Hot light scorches my eyelids as I turn my face up to the sky, pounding and insistent as it demands entrance. I open my eyes and all is blue. The sky is vast and all encompassing. It dominates my vision and fills my senses with its sight, its sound, its smell. The brilliant flashing azure that filters through the spectrum and into my waiting eyes, and the smell, slightly sweet, and cool, and the sound, rushing and constant, of all life.
The wind is a caress that moves me. A tiny speck of black in the sky, hanging in the air as though suspended by the filaments of a star, it turns and spins, waiting. Round and round as it glides through sky, uncontested in its domain. The lonely cry of the hawk drifts down on the wind, reaches my ears and I know. I hear its cry and life is around me. I can feel it now, the hare in its burrow, hiding from the sun. Grasshoppers, millions of them, long legs bending and snapping straight with the force of a jackhammer. And there, the leopard barely visible, speckled like shadows, lying in the tall grass.

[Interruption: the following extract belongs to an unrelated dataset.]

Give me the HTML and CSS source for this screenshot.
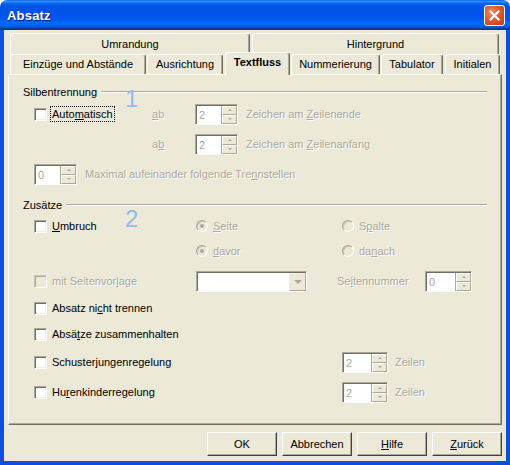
FILE: index.html
```html
<!DOCTYPE html>
<html lang="de">
<head>
<meta charset="utf-8">
<title>Absatz</title>
<link rel="stylesheet" href="styles.css">
</head>
<body>
<div class="window">
  <div class="titlebar">
    <span class="title">Absatz</span>
    <span class="close"><svg width="11" height="11" viewBox="0 0 11 11"><path d="M1.5 1.5 L9.5 9.5 M9.5 1.5 L1.5 9.5" stroke="#fff" stroke-width="2.2" stroke-linecap="square" fill="none"/></svg></span>
  </div>
  <div class="client">
    <div class="tabs">
      <div class="tabrow back">
        <div class="tab t-umr">Umrandung</div>
        <div class="tab t-hin">Hintergrund</div>
      </div>
      <div class="tabrow front">
        <div class="tab t-ein">Einzüge und Abstände</div>
        <div class="tab t-aus">Ausrichtung</div>
        <div class="tab t-txt sel">Textfluss</div>
        <div class="tab t-num">Nummerierung</div>
        <div class="tab t-tab">Tabulator</div>
        <div class="tab t-ini">Initialen</div>
      </div>
    </div>
    <div class="panel">
      <div class="hdr h1"><span>Silbentrennung</span><span class="line"></span></div>
      <div class="row ra">
        <div class="cell c118"><span class="cb"></span><span class="lbl focus">Auto<u>m</u>atisch</span></div>
        <div class="cell c43 dis"><u>a</u>b</div>
        <div class="spin w43"><span class="val">2</span><span class="btns"><i class="up"></i><i class="dn"></i></span></div>
        <span class="txt dis ml8">Zeichen am <u>Z</u>eilenende</span>
      </div>
      <div class="row rb">
        <div class="cell c118"></div>
        <div class="cell c43 dis">a<u>b</u></div>
        <div class="spin w43"><span class="val">2</span><span class="btns"><i class="up"></i><i class="dn"></i></span></div>
        <span class="txt dis ml8">Zeichen am <u>Z</u>eilenanfang</span>
      </div>
      <div class="row rc">
        <div class="spin w43"><span class="val">0</span><span class="btns"><i class="up"></i><i class="dn"></i></span></div>
        <span class="txt dis ml8">Maximal aufeinander folgende Tre<u>n</u>nstellen</span>
      </div>
      <div class="hdr h2"><span>Zusätze</span><span class="line"></span></div>
      <div class="row rd">
        <div class="cell c162"><span class="cb"></span><span class="lbl"><u>U</u>mbruch</span></div>
        <div class="cell c146"><span class="radio on"></span><span class="lbl dis"><u>S</u>eite</span></div>
        <div class="cell"><span class="radio"></span><span class="lbl dis">S<u>p</u>alte</span></div>
      </div>
      <div class="row re">
        <div class="cell c162"></div>
        <div class="cell c146"><span class="radio on"></span><span class="lbl dis"><u>d</u>avor</span></div>
        <div class="cell"><span class="radio"></span><span class="lbl dis">da<u>n</u>ach</span></div>
      </div>
      <div class="row rf">
        <div class="cell c162"><span class="cb off"></span><span class="lbl dis">mit Seitenvor<u>l</u>age</span></div>
        <div class="combo"><span class="drop"></span></div>
        <span class="txt dis ml30 c88">Se<u>i</u>tennummer</span>
        <div class="spin w47"><span class="val">0</span><span class="btns"><i class="up"></i><i class="dn"></i></span></div>
      </div>
      <div class="row rg">
        <div class="cell"><span class="cb"></span><span class="lbl">Absatz ni<u>c</u>ht trennen</span></div>
      </div>
      <div class="row rh">
        <div class="cell"><span class="cb"></span><span class="lbl">Absä<u>t</u>ze zusammenhalten</span></div>
      </div>
      <div class="row ri">
        <div class="cell c308"><span class="cb"></span><span class="lbl">Schuster<u>j</u>ungenregelung</span></div>
        <div class="spin w46"><span class="val">2</span><span class="btns"><i class="up"></i><i class="dn"></i></span></div>
        <span class="txt dis ml7">Zeilen</span>
      </div>
      <div class="row rj">
        <div class="cell c308"><span class="cb"></span><span class="lbl">Hu<u>r</u>enkinderregelung</span></div>
        <div class="spin w46"><span class="val">2</span><span class="btns"><i class="up"></i><i class="dn"></i></span></div>
        <span class="txt dis ml7">Zeilen</span>
      </div>
      <span class="marker m1">1</span>
      <span class="marker m2">2</span>
    </div>
    <div class="btnrow">
      <button class="btn">OK</button>
      <button class="btn">Abbrechen</button>
      <button class="btn"><u>H</u>ilfe</button>
      <button class="btn"><u>Z</u>urück</button>
    </div>
  </div>
</div>
</body>
</html>
```
FILE: styles.css
```css
* { box-sizing: border-box; }
html, body { margin: 0; padding: 0; }
body {
  width: 510px; height: 465px; overflow: hidden; background: #fff;
  font-family: "Liberation Sans", Arial, sans-serif; font-size: 11px; color: #000;
}
.window { width: 510px; height: 465px; display: flex; flex-direction: column; }

.titlebar {
  height: 30px; flex: none; display: flex; align-items: center; justify-content: space-between;
  padding: 0 5px 0 7px; border-radius: 7px 7px 0 0;
  background: linear-gradient(to bottom, #0058ee 0%, #3593ff 4%, #288eff 6%, #127dff 8%, #036ffc 10%, #0262ee 14%, #0057e5 20%, #0054e3 24%, #0055eb 56%, #005bf5 66%, #026afe 76%, #0062ef 86%, #0052d6 92%, #0040ab 94%, #003092 100%);
}
.title { color: #fff; font-weight: bold; font-size: 13px; text-shadow: 1px 1px #0f1a89; letter-spacing: 0.2px; }
.close {
  width: 21px; height: 21px; border: 1px solid #fff; border-radius: 3px;
  display: flex; align-items: center; justify-content: center;
  background: radial-gradient(circle at 35% 35%, #f08a64 0%, #e25a30 45%, #d4461b 75%, #c23c14 100%);
}

.client {
  flex: 1; background: #ECE9D8; display: flex; flex-direction: column;
  border: 4px solid #0b4fe0; border-top: 0;
}

.tabs { padding: 3px 0 0 6px; }
.tabrow { display: flex; }
.tabrow.back { height: 21px; }
.tabrow.front { height: 20px; align-items: flex-end; }
.tab {
  height: 100%; background: #ECE9D8; flex: none;
  border-top: 1px solid #fff; border-left: 1px solid #fff; border-right: 1px solid #716F64;
  box-shadow: inset -1px 0 #ACA899; border-radius: 3px 3px 0 0;
  display: flex; justify-content: center; line-height: 13px; padding-top: 3px;
}
.back .tab { padding-top: 4px; }
.t-umr { width: 240px; margin-right: 2px; }
.t-hin { width: 247px; }
.t-ein { width: 136px; margin-right: 1px; }
.t-aus { width: 76px; margin-right: 2px; }
.t-txt { width: 65px; margin-right: 1px; }
.t-num { width: 89px; margin-right: 1px; }
.t-tab { width: 62px; margin-right: 2px; }
.t-ini { width: 55px; }
.tab.sel {
  height: 23px; margin-bottom: -1px; font-weight: bold; position: relative; z-index: 2;
  padding-top: 3px;
}

.panel {
  position: relative; margin-left: 4px; width: 494px; height: 351px; flex: none;
  border: 1px solid; border-color: #fff #716F64 #716F64 #fff;
  box-shadow: inset -1px -1px #ACA899;
  display: flex; flex-direction: column;
}

.hdr { display: flex; align-items: center; height: 16px; padding: 0 14px; flex: none; line-height: 13px; }
.hdr .line { flex: 1; height: 2px; border-top: 1px solid #ACA899; border-bottom: 1px solid #fff; margin-left: 4px; }
.h1 { margin-top: 9px; }
.h2 { margin-top: 12px; }

.row { display: flex; align-items: center; height: 22px; padding-left: 25px; flex: none; line-height: 13px; }
.ra { margin-top: 3px; }
.rb { margin-top: 8px; }
.rc { margin-top: 8px; }
.rd { margin-top: 2px; }
.re { margin-top: 3px; }
.rf { margin-top: 8px; }
.rg { margin-top: 5px; }
.rh { margin-top: 4px; }
.ri { margin-top: 6px; }
.rj { margin-top: 8px; }

.cell { display: flex; align-items: center; flex: none; }
.c43 { width: 43px; }
.c88 { width: 88px; flex: none; }
.c118 { width: 118px; }
.c146 { width: 146px; }
.c162 { width: 162px; }
.c308 { width: 308px; }
.ml7 { margin-left: 7px; }
.ml8 { margin-left: 8px; }
.ml30 { margin-left: 30px; }
.txt { white-space: nowrap; }

.dis { color: #ACA899; text-shadow: 1px 1px #fff; }

.cb {
  width: 13px; height: 13px; flex: none; background: #fff;
  border: 1px solid; border-color: #ACA899 #fff #fff #ACA899;
  box-shadow: inset 1px 1px #716F64, inset -1px -1px #F1EFE2;
}
.cb.off { background: #ECE9D8; border-color: #CBC7B8 #fff #fff #CBC7B8; box-shadow: inset 1px 1px #ACA899; }

.lbl { margin-left: 3px; border: 1px solid transparent; padding: 0 1px; white-space: nowrap; }
.lbl.focus { border: 1px dotted #000; padding: 1px 1px 0; }

.radio {
  width: 12px; height: 12px; flex: none; border-radius: 50%;
  border: 1px solid; border-color: #ACA899 #fff #fff #ACA899;
  background: #ECE9D8; box-shadow: inset 1px 1px #C8C4B4;
  display: flex; align-items: center; justify-content: center;
}
.radio.on::after { content: ""; width: 4px; height: 4px; border-radius: 50%; background: #ACA899; }

.spin {
  display: flex; height: 21px; flex: none; background: #fff;
  border: 1px solid; border-color: #ACA899 #fff #fff #ACA899;
  box-shadow: inset 1px 1px #716F64;
  padding: 1px 0 0 1px;
}
.w43 { width: 43px; }
.w46 { width: 46px; }
.w47 { width: 47px; }
.spin .val { flex: 1; padding-left: 2px; line-height: 18px; color: #ACA899; }
.spin .btns { width: 16px; display: flex; flex-direction: column; border-left: 1px solid #ACA899; }
.spin .btns i {
  flex: 1; background: #ECE9D8; border: 1px solid; border-color: #fff #ACA899 #ACA899 #fff;
  display: flex; align-items: center; justify-content: center;
}
.spin .btns i::before { content: ""; border-left: 2px solid transparent; border-right: 2px solid transparent; }
.spin .btns i.up::before { border-bottom: 2px solid #ACA899; }
.spin .btns i.dn::before { border-top: 2px solid #ACA899; }

.combo {
  width: 111px; height: 21px; flex: none; display: flex; background: #fff;
  border: 1px solid; border-color: #ACA899 #fff #fff #ACA899;
  box-shadow: inset 1px 1px #716F64;
  padding: 1px 0 0 1px;
}
.combo .drop {
  margin-left: auto; width: 17px; background: #ECE9D8;
  border: 1px solid; border-color: #F1EFE2 #ACA899 #ACA899 #F1EFE2;
  display: flex; align-items: center; justify-content: center;
}
.combo .drop::before { content: ""; border-left: 4px solid transparent; border-right: 4px solid transparent; border-top: 4px solid #ACA899; }

.marker { position: absolute; color: #94B9EE; font-size: 24px; line-height: 1; }
.m1 { left: 116px; top: 12px; }
.m2 { left: 116px; top: 132px; }

.btnrow { display: flex; justify-content: flex-end; gap: 5px; padding-right: 4px; margin-top: 7px; }
.btn {
  width: 70px; height: 24px; padding: 0; background: #ECE9D8; color: #000;
  font-family: inherit; font-size: 11px;
  border: 1px solid; border-color: #fff #404040 #404040 #fff;
  box-shadow: inset -1px -1px #ACA899;
  display: flex; align-items: center; justify-content: center;
}
```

All this life, connected so sparely. A fleeting glimpse is caught of the leopard and no chance is taken. Life quiets, Grasshoppers jump more softly, and the hare is still in its burrow. The leopard heaves itself up and walks toward the burrow, the shoulder blades are seen moving up and down under the glossy fur. It reaches the burrow and tries to know if there is anything worth having inside, but the wind, it is blowing in the leopard’s face, and the hare is utterly still. The hare cannot be smelt or heard, it is invisible to the leopard, and the leopard does not know.
The leopard lies down, nose facing the hole of the burrow, and closes its eyes. All is silent; nothing is audible but the hopping of the grasshoppers from one stalk of grass to another. The heat beats down on the dry ground. A heat haze blurs the horizon and shimmers like ripples on a lake. And I think I can hear the sun. Its beat is like that of a heart, a flaming heart so large that to comprehend its immensity would be to understand the leopard. It does not know the hare, it knows the heat. And as it lies next to the burrow hole, its body blurs into the heat haze and becomes indistinct. It is listening for the slightest sound, the borders of the leopard’s body become more and more indistinct, until at last it has faded out entirely, and to look upon the leopard it is simply another patch of sandy earth, speckled with shadows and shining golden in the sun.
The hare is still, its eyes are huge and black in the darkness, and it is still. It blinks, and again, but does not open its eyes the second time. It shuts them tight, so very tight, and it settles into itself. It does not move, and hardly breathes. And the sun waits. And the shadows wait. And the hare is still. Minutes pass, and the minutes turn into hours, and after a while, the air in front of the burrow hole shifts, and begins to solidify, and the leopard is there. It opens its mouth and a tongue curls up and licks its nose. Wearily, it raises itself onto its feet. It gives a thick growl and walks away into the tall grass, swishing its leopard tale and going on its leopard way. It will not eat today.
Inside the burrow the hare opens its eyes, the huge black eyes that knew the face of the leopard are large and shining. Its nose twitches, and it moves forward a step. The twitch comes again and the hare moves a little further out of the hole. The sun falls across the hare’s head, and its body is slowly revealed as it takes the slow steps into the open. Dust coloured fur bunched up at the neck as it smells the grass, and the sun. Front legs are set down, and the hare hops forward, fully into the warm, loving sun, its eyes close, its head is turned toward the sky. The sun that caresses and soaks into its skin. Nothing can be wrong, nothing can ever be wrong, as long as the hare stands there, being in the tall grass.
Things are happening then, in the cosmos. A billion light-years away, black and black upon black. Inky darkness and pinpricks of roaring light obscure a meaning as old as the leopard, as young as the hare. A comet will soon crash into Ganymede, and the hare opens its eyes.
The tale of the comet flares briefly, and in the blue is the fierceness of sound, cry of the hawk.
The comet streaks toward the moon, paralleled in a fraction of its size, all of its magnificence.
Thump.
The comet goes out.
The moon spins on.
And in the heart of hearing, the hawk raises its head and cries to the heavens. A soulful lament, echoed in the blue, the black, and everything.
So basically I`m looking for some creative criticism, ideas, things to write about, and just general advice. I`m new here, so I don`t know how much attention something like this will get, if any. I wrote this story after taking a walk in a field near my house during the summer.